··· GIVEN DATA
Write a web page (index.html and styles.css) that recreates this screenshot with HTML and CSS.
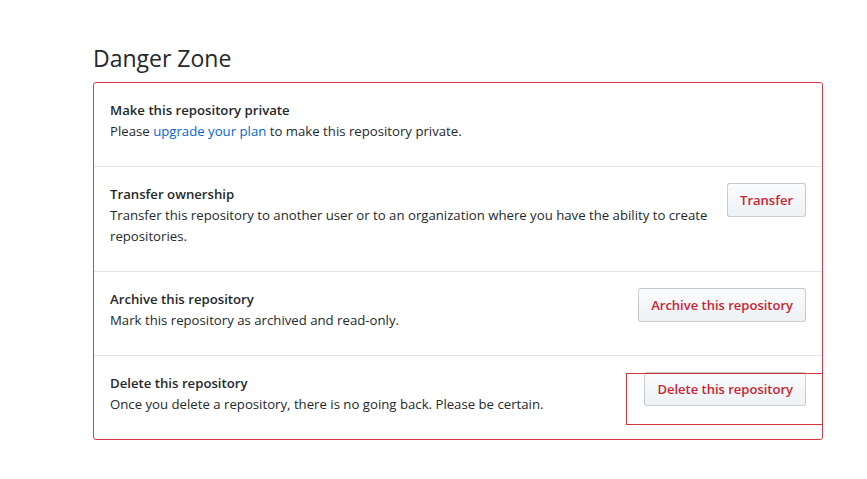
FILE: index.html
```html
<!DOCTYPE html>
<html>
<head>
<meta charset="utf-8">
<link rel="stylesheet" href="styles.css">
</head>
<body>
<div class="page">
  <h2 class="subhead">Danger Zone</h2>
  <div class="box">
    <div class="row">
      <div class="text">
        <div class="title">Make this repository private</div>
        <p>Please <a href="#">upgrade your plan</a> to make this repository private.</p>
      </div>
    </div>
    <div class="row">
      <div class="text">
        <div class="title">Transfer ownership</div>
        <p>Transfer this repository to another user or to an organization where you have the ability to create repositories.</p>
      </div>
      <button class="btn">Transfer</button>
    </div>
    <div class="row">
      <div class="text">
        <div class="title">Archive this repository</div>
        <p>Mark this repository as archived and read-only.</p>
      </div>
      <button class="btn">Archive this repository</button>
    </div>
    <div class="row">
      <div class="text">
        <div class="title">Delete this repository</div>
        <p>Once you delete a repository, there is no going back. Please be certain.</p>
      </div>
      <button class="btn">Delete this repository</button>
    </div>
  </div>
</div>
<div class="highlight"></div>
</body>
</html>
```
FILE: styles.css
```css
html, body {
  margin: 0;
  background: #fff;
}
body {
  font-family: "Open Sans", "Noto Sans", sans-serif;
  font-size: 13.2px;
  color: #24292e;
}
.page {
  padding: 40px 0 0 93px;
  width: 730px;
}
.subhead {
  font-size: 23px;
  font-weight: 400;
  line-height: 36px;
  margin: 0 0 6px;
  color: #24292e;
}
.box {
  border: 1px solid #d73a49;
  border-radius: 3px;
}
.row {
  display: flex;
  align-items: flex-start;
  justify-content: space-between;
  padding: 16px;
  border-top: 1px solid #e1e4e8;
}
.row:first-child {
  border-top: 0;
}
.text {
  flex: 1;
  margin-right: 16px;
  line-height: 21px;
  padding-top: 1px;
  margin-bottom: -1px;
}
.title {
  font-weight: 600;
}
.text p {
  margin: 0 0 9px;
}
.text a {
  color: #0366d6;
  text-decoration: none;
}
.btn {
  font-family: inherit;
  font-size: 13px;
  font-weight: 600;
  line-height: 20px;
  padding: 6px 12px;
  color: #cb2431;
  background: linear-gradient(180deg, #fafbfc, #eff3f6 90%);
  border: 1px solid rgba(27, 31, 35, 0.2);
  border-radius: 3px;
  white-space: nowrap;
  flex: none;
}
.highlight {
  position: absolute;
  left: 626px;
  top: 373px;
  width: 195px;
  height: 50px;
  border: 1px solid #d6343d;
}
```
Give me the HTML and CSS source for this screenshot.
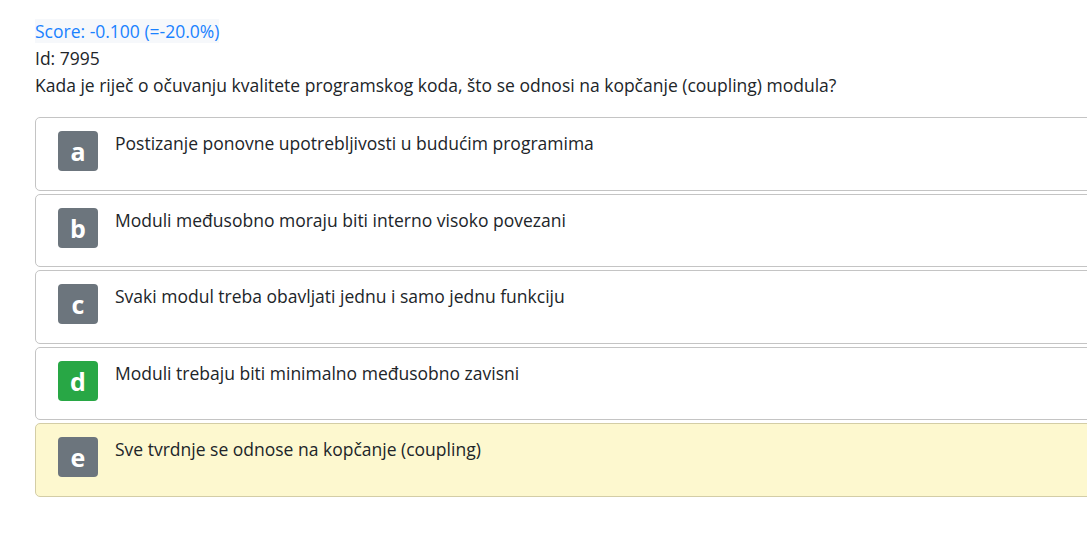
FILE: index.html
```html
<!DOCTYPE html>
<html lang="hr">
<head>
    <meta charset="UTF-8">
    <meta name="viewport" content="width=device-width, initial-scale=1.0">
    <title>Pitanje 7995</title>
    <link rel="stylesheet" href="styles.css">
</head>
<body>

<div class="question">
    <div class="score"><span class="score-value">Score: -0.100 (=-20.0%)</span></div>
    <div class="qid">Id: 7995</div>
    <div class="qtext">Kada je riječ o očuvanju kvalitete programskog koda, što se odnosi na kopčanje (coupling) modula?</div>

    <div class="answers">
        <div class="answer">
            <span class="badge">a</span>
            <span class="answer-text">Postizanje ponovne upotrebljivosti u budućim programima</span>
        </div>
        <div class="answer">
            <span class="badge">b</span>
            <span class="answer-text">Moduli međusobno moraju biti interno visoko povezani</span>
        </div>
        <div class="answer">
            <span class="badge">c</span>
            <span class="answer-text">Svaki modul treba obavljati jednu i samo jednu funkciju</span>
        </div>
        <div class="answer">
            <span class="badge correct">d</span>
            <span class="answer-text">Moduli trebaju biti minimalno međusobno zavisni</span>
        </div>
        <div class="answer selected">
            <span class="badge">e</span>
            <span class="answer-text">Sve tvrdnje se odnose na kopčanje (coupling)</span>
        </div>
    </div>
</div>

</body>
</html>
```

FILE: styles.css
```css
body {
    font-family: "Open Sans", "Noto Sans", sans-serif;
    font-size: 17.5px;
    line-height: 27px;
    color: #212529;
    background-color: white;
    margin: 0;
    overflow: hidden;
}
.question {
    padding: 18px 0 0 35px;
    width: 1100px;
}
.score-value {
    color: #1a82ff;
    background-color: #f6f8fb;
}
.answers {
    margin-top: 18px;
}
.answer {
    display: flex;
    align-items: flex-start;
    gap: 17px;
    padding: 12px 22px 18.5px 22px;
    margin-bottom: 3px;
    border: 1px solid #c4c4c4;
    border-radius: 5px;
    background-color: white;
}
.answer.selected {
    background-color: #fdf8cf;
    border-color: #d3cda6;
}
.badge {
    flex: none;
    width: 40px;
    height: 40px;
    margin-top: 1px;
    border-radius: 4px;
    background-color: #6c757d;
    color: white;
    font-size: 25px;
    font-weight: bold;
    line-height: 40px;
    text-align: center;
}
.badge.correct {
    background-color: #28a745;
}
```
······
WHAT IS REQUIRED
Go through the listing above and pull out each line containing the word "page".

RESULT OF THIS TASK
Write a web page (index.html and styles.css) that recreates this screenshot with HTML and CSS.
<div class="page">
.page {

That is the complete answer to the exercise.